# WHAT IS BEING ASKED:
Copy whichever lines contain the string "drawn".

# RECORD SET:
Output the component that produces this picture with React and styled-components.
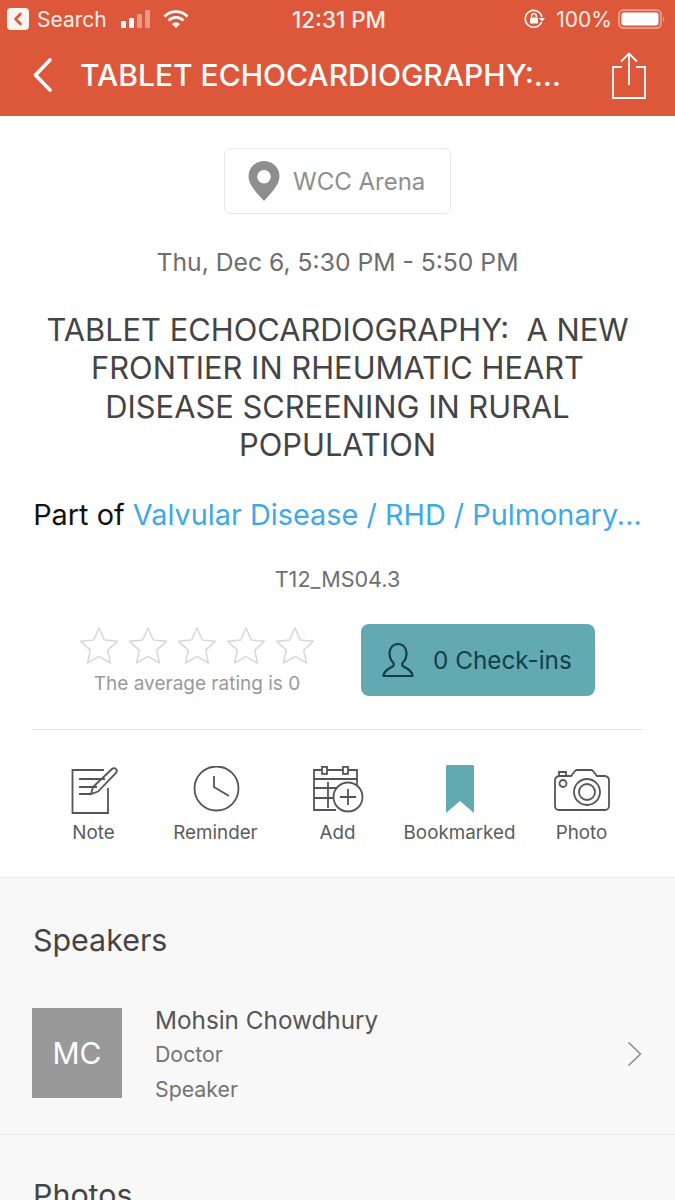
import React from 'react';
import styled, { createGlobalStyle } from 'styled-components';

const Global = createGlobalStyle`
  html, body { margin: 0; padding: 0; background: #fff; }
  body { width: 675px; height: 1200px; overflow: hidden; font-family: Inter, "Liberation Sans", sans-serif; }
  * { box-sizing: border-box; }
`;

const Page = styled.div`
  width: 675px;
  height: 1200px;
  overflow: hidden;
  display: flex;
  flex-direction: column;
`;

const Header = styled.header`
  height: 116px;
  background: #dd583b;
  color: #fff;
  display: flex;
  flex-direction: column;
  flex-shrink: 0;
`;

const StatusBar = styled.div`
  height: 38px;
  padding: 0 9px 0 7px;
  display: grid;
  grid-template-columns: 1fr auto 1fr;
  align-items: center;
  font-size: 21px;
  color: #fdeee9;
`;

const StatusLeft = styled.div`
  display: flex;
  align-items: center;
`;

const StatusRight = styled.div`
  display: flex;
  align-items: center;
  justify-content: flex-end;
`;

const BackBadge = styled.span`
  width: 22px;
  height: 22px;
  border-radius: 4px;
  background: #fdf3f0;
  display: flex;
  align-items: center;
  justify-content: center;
  margin-right: 8px;
`;

const Time = styled.span`
  font-weight: 500;
  font-size: 22.4px;
  margin-left: 5px;
`;

const NavBar = styled.div`
  flex: 1;
  display: flex;
  align-items: center;
  padding: 0 28px 4px 33px;
`;

const NavTitle = styled.div`
  flex: 1;
  margin-left: 27px;
  font-size: 30px;
  font-weight: 500;
  white-space: nowrap;
`;

const Top = styled.section`
  height: 762px;
  flex-shrink: 0;
  padding: 32px 32px 0;
  display: flex;
  flex-direction: column;
  align-items: center;
  border-bottom: 1px solid #ececec;
`;

const Location = styled.div`
  width: 227px;
  height: 66px;
  border: 1px solid #e7e7e7;
  border-radius: 7px;
  display: flex;
  align-items: center;
  padding-left: 23px;
  font-size: 24px;
  color: #8e8e8e;
  gap: 13px;
`;

const DateLine = styled.div`
  margin-top: 32px;
  font-size: 24.7px;
  line-height: 32px;
  color: #6d6d6d;
`;

const Title = styled.h1`
  margin: 33px 0 0;
  width: 100%;
  font-size: 30.85px;
  line-height: 38.3px;
  font-weight: 400;
  text-align: center;
  color: #444;
  white-space: pre-wrap;
`;

const PartOf = styled.div`
  margin-top: 32px;
  font-size: 28.85px;
  line-height: 38px;
  color: #111;
  white-space: nowrap;
`;

const TrackLink = styled.span`
  color: #3fa9e6;
`;

const Code = styled.div`
  margin-top: 32px;
  font-size: 21.6px;
  line-height: 26px;
  color: #6f6f6f;
`;

const RatingRow = styled.div`
  margin-top: 32px;
  width: 100%;
  display: flex;
  padding: 0 48px;
  justify-content: space-between;
`;

const Rating = styled.div`
  width: 234px;
  display: flex;
  flex-direction: column;
  align-items: center;
`;

const Stars = styled.div`
  display: flex;
  gap: 9px;
  height: 42px;
  align-items: center;
`;

const RatingText = styled.div`
  font-size: 19px;
  line-height: 24px;
  color: #999;
  margin-top: 6px;
`;

const CheckIn = styled.div`
  width: 234px;
  height: 72px;
  border-radius: 8px;
  background: #63a9b2;
  color: #123f47;
  display: flex;
  align-items: center;
  padding-left: 21px;
  gap: 19px;
  font-size: 24.3px;
`;

const Divider = styled.hr`
  width: 100%;
  margin: 33px 0 0;
  border: 0;
  border-top: 1px solid #e6e6e6;
`;

const Actions = styled.div`
  width: 100%;
  display: grid;
  grid-template-columns: repeat(5, 122px);
  justify-content: center;
  margin-top: 35px;
`;

const Action = styled.div`
  display: flex;
  flex-direction: column;
  align-items: center;
  font-size: 18.8px;
  color: #5b5b5b;
  white-space: nowrap;
`;

const IconBox = styled.div`
  height: 50px;
  display: flex;
  align-items: center;
  justify-content: center;
  margin-bottom: 6px;
`;

const Lower = styled.section`
  flex: 1;
  background: #f8f8f8;
  padding-top: 43px;
`;

const SectionTitle = styled.h2`
  margin: 0;
  padding-left: 33px;
  font-size: 30.4px;
  line-height: 38px;
  font-weight: 400;
  color: #444;
`;

const Speaker = styled.div`
  margin-top: 49px;
  padding: 0 33px 28px 32px;
  display: flex;
  align-items: flex-start;
  border-bottom: 1px solid #ececec;
`;

const Avatar = styled.div`
  width: 90px;
  height: 90px;
  background: #999;
  color: #fff;
  display: flex;
  align-items: center;
  justify-content: center;
  font-size: 30px;
  flex-shrink: 0;
`;

const SpeakerInfo = styled.div`
  flex: 1;
  margin-left: 33px;
  display: flex;
  flex-direction: column;
`;

const SpeakerName = styled.div`
  font-size: 24.3px;
  line-height: 24px;
  margin-bottom: 5px;
  color: #555;
`;

const SpeakerMeta = styled.div`
  font-size: 21.3px;
  line-height: 34.5px;
  color: #737373;
`;

const Chevron = styled.svg`
  margin-top: 33px;
  flex-shrink: 0;
`;

const NextSection = styled(SectionTitle)`
  margin-top: 41px;
`;

const StarIcon = () => (
  <svg width="40" height="38" viewBox="0 0 40 38" fill="none" stroke="#d9d9d9" strokeWidth="1.6" strokeLinejoin="round">
    <path d="M20 2l5.400 12 13 1.400-9.700 8.800 2.700 12.800L20 30.400 8.600 37l2.700-12.800-9.700-8.800 13-1.400z" />
  </svg>
);

export default function App() {
  return (
    <Page>
      <Global />
      <Header>
        <StatusBar>
          <StatusLeft>
            <BackBadge>
              <svg width="10" height="14" viewBox="0 0 10 14" fill="none" stroke="#dd583b" strokeWidth="2.6" strokeLinecap="round" strokeLinejoin="round">
                <path d="M7.500 2L2.500 7l5 5" />
              </svg>
            </BackBadge>
            Search
            <svg width="32" height="20" viewBox="0 0 32 20" style={{ marginLeft: 14 }}>
              <rect x="0" y="12" width="5" height="7" rx="1" fill="#fff" />
              <rect x="8" y="9" width="5" height="10" rx="1" fill="#fff" />
              <rect x="16" y="5" width="5" height="14" rx="1" fill="#fff" opacity=".4" />
              <rect x="24" y="1" width="5" height="18" rx="1" fill="#fff" opacity=".4" />
            </svg>
            <svg width="26" height="20" viewBox="0 0 26 20" fill="none" stroke="#fff" strokeWidth="2.6" style={{ marginLeft: 10 }}>
              <path d="M1.500 7.500a16 16 0 0 1 23 0" />
              <path d="M5.500 11.500a10.500 10.500 0 0 1 15 0" />
              <path d="M13 19l-4-4a5.600 5.600 0 0 1 8 0z" fill="#fff" stroke="none" />
            </svg>
          </StatusLeft>
          <Time>12:31 PM</Time>
          <StatusRight>
            <svg width="22" height="22" viewBox="0 0 22 22" fill="none" stroke="#fff" strokeWidth="1.6" style={{ marginRight: 11 }}>
              <path d="M18.500 14a8.400 8.400 0 1 1 .4-5" />
              <path d="M16 10h6l-3 3.400z" fill="#fff" stroke="none" />
              <rect x="7" y="9.500" width="8" height="6" rx="1" fill="#fff" stroke="none" />
              <path d="M8.700 9.500V8a2.300 2.300 0 0 1 4.600 0v1.500" strokeWidth="1.3" />
            </svg>
            100%
            <svg width="48" height="22" viewBox="0 0 48 22" style={{ marginLeft: 6 }}>
              <rect x="1" y="2" width="42" height="18" rx="4.500" fill="none" stroke="#fff" strokeOpacity=".5" strokeWidth="1.5" />
              <rect x="3.500" y="4.500" width="37" height="13" rx="2.500" fill="#fff" />
              <path d="M45 8.500a3 3 0 0 1 0 5z" fill="#fff" fillOpacity=".5" />
            </svg>
          </StatusRight>
        </StatusBar>
        <NavBar>
          <svg width="20" height="34" viewBox="0 0 20 34" fill="none" stroke="#fff" strokeWidth="3.6" strokeLinecap="round" strokeLinejoin="round">
            <path d="M17 2L2.500 17 17 32" />
          </svg>
          <NavTitle>TABLET ECHOCARDIOGRAPHY:...</NavTitle>
          <svg width="36" height="47" viewBox="0 0 36 47" fill="none" stroke="#fff" strokeWidth="1.8">
            <path d="M11 15H2v31h32V15H25" />
            <path d="M18 33V2M10 9.500L18 1.500l8 8" />
          </svg>
        </NavBar>
      </Header>

      <Top>
        <Location>
          <svg width="32" height="40" viewBox="0 0 32 40">
            <path fillRule="evenodd" fill="#8e8e8e" d="M16 0a15.500 15.500 0 0 1 15.500 15.500C31.500 25 20 35 16 40 12 35 .5 25 .5 15.500A15.500 15.500 0 0 1 16 0zm0 9a6.800 6.800 0 1 0 0 13.600A6.800 6.800 0 0 0 16 9z" />
          </svg>
          WCC Arena
        </Location>
        <DateLine>Thu, Dec 6, 5:30 PM - 5:50 PM</DateLine>
        <Title>{'TABLET ECHOCARDIOGRAPHY:  A NEW\nFRONTIER IN RHEUMATIC HEART\nDISEASE SCREENING IN RURAL\nPOPULATION'}</Title>
        <PartOf>Part of <TrackLink>Valvular Disease / RHD / Pulmonary...</TrackLink></PartOf>
        <Code>T12_MS04.3</Code>
        <RatingRow>
          <Rating>
            <Stars>
              <StarIcon /><StarIcon /><StarIcon /><StarIcon /><StarIcon />
            </Stars>
            <RatingText>The average rating is 0</RatingText>
          </Rating>
          <CheckIn>
            <svg width="32" height="36" viewBox="0 0 32 36" fill="none" stroke="#123f47" strokeWidth="2.2" strokeLinejoin="round">
              <path d="M16 2c-5 0-8.500 3.800-8.500 9.500 0 4 1.700 7.200 3.800 9.300 .8 .8 .7 2.700-.5 3.500C7 26.800 2 28 1.500 34h29c-.5-6-5.500-7.200-9.300-9.700-1.200-.8-1.300-2.700-.5-3.500 2.100-2.100 3.800-5.300 3.800-9.300C24.500 5.800 21 2 16 2z" />
            </svg>
            0 Check-ins
          </CheckIn>
        </RatingRow>
        <Divider />
        <Actions>
          <Action>
            <IconBox>
              <svg width="50" height="48" viewBox="0 0 50 48" fill="none" stroke="#555" strokeWidth="1.8">
                <path d="M35 4H3.500v43H39V22" />
                <path d="M10 13h26M10 21h18M10 28h12" />
                <path d="M22 28l2-7L43 3c1.300-1.200 3-1.200 4 0s1 2.600 0 3.800L29 25.500z" />
              </svg>
            </IconBox>
            Note
          </Action>
          <Action>
            <IconBox>
              <svg width="48" height="48" viewBox="0 0 48 48" fill="none" stroke="#555" strokeWidth="1.8">
                <circle cx="24.500" cy="22.500" r="22" />
                <path d="M22 10v11l15 9" />
              </svg>
            </IconBox>
            Reminder
          </Action>
          <Action>
            <IconBox>
              <svg width="52" height="48" viewBox="0 0 52 48" fill="none" stroke="#555" strokeWidth="1.8">
                <path d="M24 44H2V4h43v16" />
                <path d="M2 13h43" />
                <rect x="10" y="0.900" width="5" height="7" fill="#fff" />
                <rect x="31" y="0.900" width="5" height="7" fill="#fff" />
                <path d="M2 22h26M2 32h22M16 16v26" />
                <circle cx="36" cy="31" r="14.500" fill="#fff" />
                <path d="M36 23v16M28 31h16" />
              </svg>
            </IconBox>
            Add
          </Action>
          <Action>
            <IconBox>
              <svg width="28" height="50" viewBox="0 0 28 50">
                <path fill="#63a9b2" d="M1 0h26a1 1 0 0 1 1 1v47l-14-12L0 48V1a1 1 0 0 1 1-1z" />
              </svg>
            </IconBox>
            Bookmarked
          </Action>
          <Action>
            <IconBox>
              <svg width="56" height="44" viewBox="0 0 56 44" fill="none" stroke="#555" strokeWidth="1.8">
                <path d="M5 8h12l4-5c.5-.7 1.200-1 2-1h14c.8 0 1.500 .3 2 1l4 5h8c2 0 4 2 4 4v26c0 2.500-2 4-4 4H5c-2.500 0-4-1.500-4-4V12c0-2 2-4 4-4z" />
                <path d="M5 8V4h7v4" />
                <circle cx="9" cy="15.500" r="3.500" />
                <circle cx="33" cy="24" r="13" />
                <circle cx="33" cy="24" r="8" />
              </svg>
            </IconBox>
            Photo
          </Action>
        </Actions>
      </Top>

      <Lower>
        <SectionTitle>Speakers</SectionTitle>
        <Speaker>
          <Avatar>MC</Avatar>
          <SpeakerInfo>
            <SpeakerName>Mohsin Chowdhury</SpeakerName>
            <SpeakerMeta>Doctor</SpeakerMeta>
            <SpeakerMeta>Speaker</SpeakerMeta>
          </SpeakerInfo>
          <Chevron width="15" height="26" viewBox="0 0 15 26" fill="none" stroke="#888" strokeWidth="1.5">
            <path d="M1.500 1.500L13.500 13 1.500 24.500" />
          </Chevron>
        </Speaker>
        <NextSection>Photos</NextSection>
      </Lower>
    </Page>
  );
}
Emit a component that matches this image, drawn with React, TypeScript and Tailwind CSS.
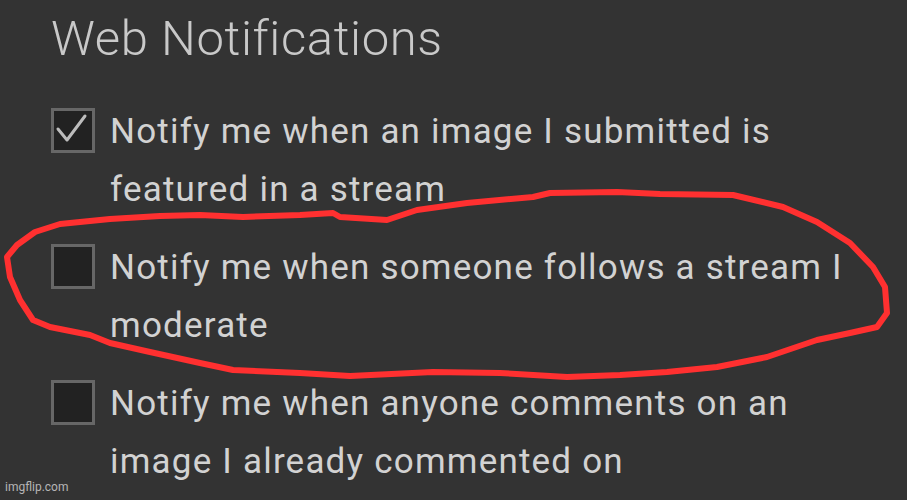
import type { ReactNode } from 'react';

type Option = {
  id: string;
  label: string;
  checked: boolean;
};

const options: Option[] = [
  { id: 'featured', label: 'Notify me when an image I submitted is featured in a stream', checked: true },
  { id: 'follows', label: 'Notify me when someone follows a stream I moderate', checked: false },
  { id: 'comments', label: 'Notify me when anyone comments on an image I already commented on', checked: false },
];

function Checkbox({ checked }: { checked: boolean }) {
  return (
    <span className="mt-[5px] flex h-[45px] w-[44px] shrink-0 items-center justify-center border-[3px] border-[#676767] bg-[#222222]">
      {checked ? (
        <svg width="38" height="38" viewBox="0 0 38 38" fill="none">
          <path d="M4 17 L13 28 L31 4" stroke="#bdbdbd" strokeWidth="3" strokeLinecap="round" strokeLinejoin="round" />
        </svg>
      ) : null}
    </span>
  );
}

function Row({ option }: { option: Option }): ReactNode {
  return (
    <label className="flex items-start gap-[15px]">
      <Checkbox checked={option.checked} />
      <span className="w-[760px] text-[35px] leading-[58px] tracking-[1.2px] text-[#d2d2d2]">{option.label}</span>
    </label>
  );
}

export default function App() {
  return (
    <div
      className="relative h-[500px] w-[907px] overflow-hidden bg-[#333333]"
      style={{ fontFamily: 'Roboto, "Liberation Sans", sans-serif' }}
    >
      <div className="pl-[51px] pt-[14px]">
        <h1 className="text-[49px] font-light leading-[49px] tracking-[0.6px] text-[#c9c9c9]">Web Notifications</h1>

        <div className="mt-[40px] flex flex-col gap-[20px]">
          {options.map((option) => (
            <Row key={option.id} option={option} />
          ))}
        </div>
      </div>

      {/* hand drawn circle */}
      <svg className="pointer-events-none absolute left-0 top-0" width="907" height="500" viewBox="0 0 907 500" fill="none">
        <path
          d="M200 215 L243 217 L300 215 L333 213 L340 217 L387 220 L417 210 L467 203 L533 197 L550 193 L617 192 L660 194 L733 195 L783 207 L817 222 L850 243 L873 267 L885 287 L887 313 L877 327 L850 333 L817 340 L767 357 L717 367 L667 372 L620 375 L567 377 L500 373 L433 372 L350 376 L300 373 L233 370 L200 363 L150 352 L110 343 L90 335 L50 327 L33 320 L20 300 L10 277 L7 257 L17 245 L35 232 L60 224 L110 219 L160 216 Z"
          stroke="#ff3030"
          strokeWidth="6"
          strokeLinejoin="round"
          strokeLinecap="round"
        />
      </svg>

      <span className="absolute bottom-[4px] left-[5px] text-[12px] text-[#b5b5b5]">imgflip.com</span>
    </div>
  );
}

# RESPONSE TO THIS TASK:
Emit a component that matches this image, drawn with React, TypeScript and Tailwind CSS.
      {/* hand drawn circle */}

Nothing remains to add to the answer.